Typically, all solar panels come with 1) a product warranty covering the product against defects and 2) a power warranty covering a minimum guaranteed power rating.

These two warranties can either be for the same period (25-year combined) or for different periods (10-year product, 25-year power)—and may or may not include the service required to replace defective or underperforming panels.

As you evaluate the long-term financial impact of a solar investment for your business, be sure to factor in the potential costs associated with any product and power warranty claims. If they aren’t concurrent, find out what will be covered by a panel’s power warranty once the product warranty runs out. Weigh the short-term savings that may come with less-expensive panels against the long-term impact of possible higher return rates and replacement costs. And understand what steps you’ll need to take should a panel require replacement. The fewer surprises, the better.

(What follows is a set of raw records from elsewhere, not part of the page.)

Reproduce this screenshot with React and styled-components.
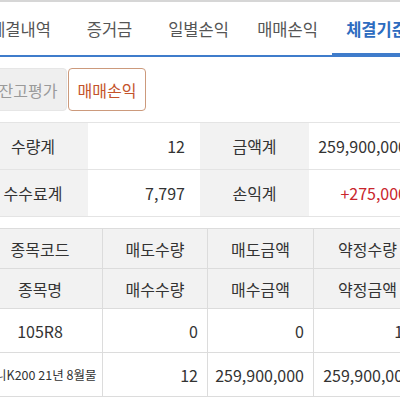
import React from 'react'
import styled, { createGlobalStyle } from 'styled-components'

const GlobalStyle = createGlobalStyle`
  html, body {
    margin: 0;
    padding: 0;
    background: #fff;
    overflow: hidden;
  }
  body {
    font-family: "Noto Sans CJK KR", "Noto Sans", sans-serif;
    color: #333;
  }
`

const Page = styled.div`
  width: 444px;
  margin-left: -22px;
  border-top: 2px solid #d6d6d6;
`

const TabBar = styled.nav`
  display: flex;
  margin-left: -2px;
  border-bottom: 2px solid #3f7ccb;
`

const Tab = styled.div`
  flex: 0 0 89px;
  height: 53px;
  display: flex;
  align-items: center;
  justify-content: center;
  white-space: nowrap;
  font-size: 16.5px;
  font-weight: ${p => (p.$active ? 700 : 400)};
  color: ${p => (p.$active ? '#2d6cc0' : '#555')};
  box-shadow: ${p => (p.$active ? 'inset 0 -2px 0 #3f7ccb' : 'none')};
`

const ButtonRow = styled.div`
  display: flex;
  gap: 1px;
  margin: 11px 0 0 11px;
`

const ToggleButton = styled.div`
  box-sizing: border-box;
  width: 78px;
  height: 43px;
  display: flex;
  align-items: center;
  justify-content: center;
  font-size: 16px;
  border-radius: 4px;
  background: ${p => (p.$selected ? '#fff' : '#efefef')};
  border: 1px solid ${p => (p.$selected ? '#cc9a7c' : '#e6e6e6')};
  color: ${p => (p.$selected ? '#c4532a' : '#9a9a9a')};
`

const Summary = styled.div`
  display: grid;
  grid-template-columns: 110px 112px 109px 113px;
  margin-top: 11px;
  border-top: 1px solid #e4e4e4;
`

const SumCell = styled.div`
  height: 46px;
  display: flex;
  align-items: center;
  justify-content: ${p => (p.$label ? 'center' : 'flex-end')};
  padding-right: ${p => (p.$label ? '0' : '15px')};
  background: ${p => (p.$label ? '#f2f2f2' : '#fff')};
  border-bottom: 1px solid #e4e4e4;
  font-size: 16px;
  white-space: nowrap;
  color: ${p => (p.$red ? '#c9252c' : '#333')};
  overflow: hidden;
`

const Detail = styled.div`
  display: grid;
  grid-template-columns: 125px 105px 106px 108px;
  margin-top: 11px;
  border-top: 1px solid #dcdcdc;
`

const DCell = styled.div`
  height: ${p => (p.$head ? '39px' : '43px')};
  display: flex;
  align-items: center;
  justify-content: ${p => (p.$num ? 'flex-end' : 'center')};
  padding-right: ${p => (p.$num ? '9px' : '0')};
  background: ${p => (p.$head ? '#f2f2f2' : '#fff')};
  border-bottom: 1px solid #dcdcdc;
  border-right: 1px solid #dcdcdc;
  font-size: ${p => (p.$small ? '12.5px' : '16px')};
  white-space: nowrap;
  overflow: visible;
  color: #333;
`

const tabs = ['체결내역', '증거금', '일별손익', '매매손익', '체결기준']

const App = () => {
  return (
    <>
      <GlobalStyle />
      <Page>
        <TabBar>
          {tabs.map((t, i) => (
            <Tab key={t} $active={i === 4}>{t}</Tab>
          ))}
        </TabBar>
        <ButtonRow>
          <ToggleButton>잔고평가</ToggleButton>
          <ToggleButton $selected>매매손익</ToggleButton>
        </ButtonRow>
        <Summary>
          <SumCell $label>수량계</SumCell>
          <SumCell>12</SumCell>
          <SumCell $label>금액계</SumCell>
          <SumCell>259,900,000</SumCell>
          <SumCell $label>수수료계</SumCell>
          <SumCell>7,797</SumCell>
          <SumCell $label>손익계</SumCell>
          <SumCell $red>+275,000</SumCell>
        </Summary>
        <Detail>
          <DCell $head>종목코드</DCell>
          <DCell $head>매도수량</DCell>
          <DCell $head>매도금액</DCell>
          <DCell $head>약정수량</DCell>
          <DCell $head>종목명</DCell>
          <DCell $head>매수수량</DCell>
          <DCell $head>매수금액</DCell>
          <DCell $head>약정금액</DCell>
          <DCell>105R8</DCell>
          <DCell $num>0</DCell>
          <DCell $num>0</DCell>
          <DCell $num>12</DCell>
          <DCell $small>미니K200 21년 8월물</DCell>
          <DCell $num>12</DCell>
          <DCell $num>259,900,000</DCell>
          <DCell $num>259,900,000</DCell>
        </Detail>
      </Page>
    </>
  )
}

export default App
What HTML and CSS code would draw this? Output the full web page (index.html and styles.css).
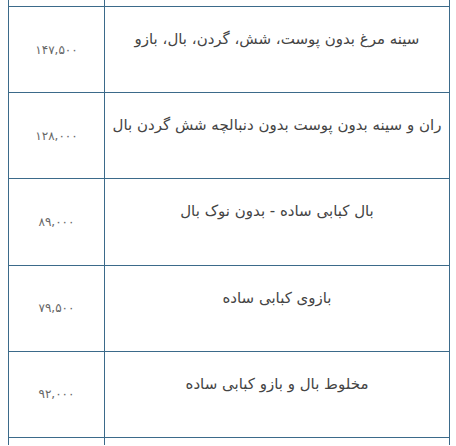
FILE: index.html
```html
<!DOCTYPE html>
<html lang="fa" dir="rtl">
<head>
<meta charset="utf-8">
<link rel="stylesheet" href="styles.css">
</head>
<body>
<table class="price-table">
  <tbody>
    <tr class="row partial top" aria-hidden="true">
      <td class="name"></td>
      <td class="price"></td>
    </tr>
    <tr class="row">
      <td class="name"><p>سینه مرغ بدون پوست، شش، گردن، بال، بازو</p></td>
      <td class="price">۱۴۷,۵۰۰</td>
    </tr>
    <tr class="row">
      <td class="name"><p>ران و سینه بدون پوست بدون دنبالچه شش گردن بال</p></td>
      <td class="price">۱۲۸,۰۰۰</td>
    </tr>
    <tr class="row">
      <td class="name"><p>بال کبابی ساده - بدون نوک بال</p></td>
      <td class="price">۸۹,۰۰۰</td>
    </tr>
    <tr class="row">
      <td class="name"><p>بازوی کبابی ساده</p></td>
      <td class="price">۷۹,۵۰۰</td>
    </tr>
    <tr class="row">
      <td class="name"><p>مخلوط بال و بازو کبابی ساده</p></td>
      <td class="price">۹۲,۰۰۰</td>
    </tr>
    <tr class="row partial bottom" aria-hidden="true">
      <td class="name"></td>
      <td class="price"></td>
    </tr>
  </tbody>
</table>
</body>
</html>
```

FILE: styles.css
```css
html, body {
  margin: 0;
  padding: 0;
  background: #ffffff;
}

body {
  padding: 0 6px 0 8px;
  font-family: "DejaVu Sans", "Noto Sans", sans-serif;
  overflow: hidden;
  height: 446px;
}

.price-table {
  width: 442px;
  border-collapse: collapse;
  direction: rtl;
}

.price-table td {
  border: 1px solid #3b6a8a;
  height: 85.2px;
  padding: 0;
  vertical-align: middle;
  text-align: center;
}

.price-table .partial.top td {
  border-top: none;
  height: 6px;
}

.price-table .partial.bottom td {
  border-bottom: none;
  height: 7px;
}

.name {
  width: 344px;
  color: #444444;
  font-size: 15px;
}

.name p {
  margin: 0 0 20px;
  line-height: 25px;
}

.price {
  color: #666666;
  font-size: 12px;
}
```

The key questions for evaluating and comparing solar panel warranties:

  1. What product and power warranties are offered? How long does each one last?
  2. What exactly is covered by the product warranty? For example, if a panel malfunctions, what will you be expected to pay—and how long will it realistically take—to have the old panel removed and a new panel shipped and installed?
  3. If the power warranty with the solar panels is longer than the product warranty, what’s covered if a product defect causes power loss?
  4. What does the panel replacement process look like?

Understanding the efficiency of a solar panel is only the start of knowing which panel is best for your commercial solar installation. A panel’s durability, degradation rate, performance, and warranty are just as important. Understanding these characteristics and the short- and long-term financial impact that may come with each can help you make more confident and educated decisions.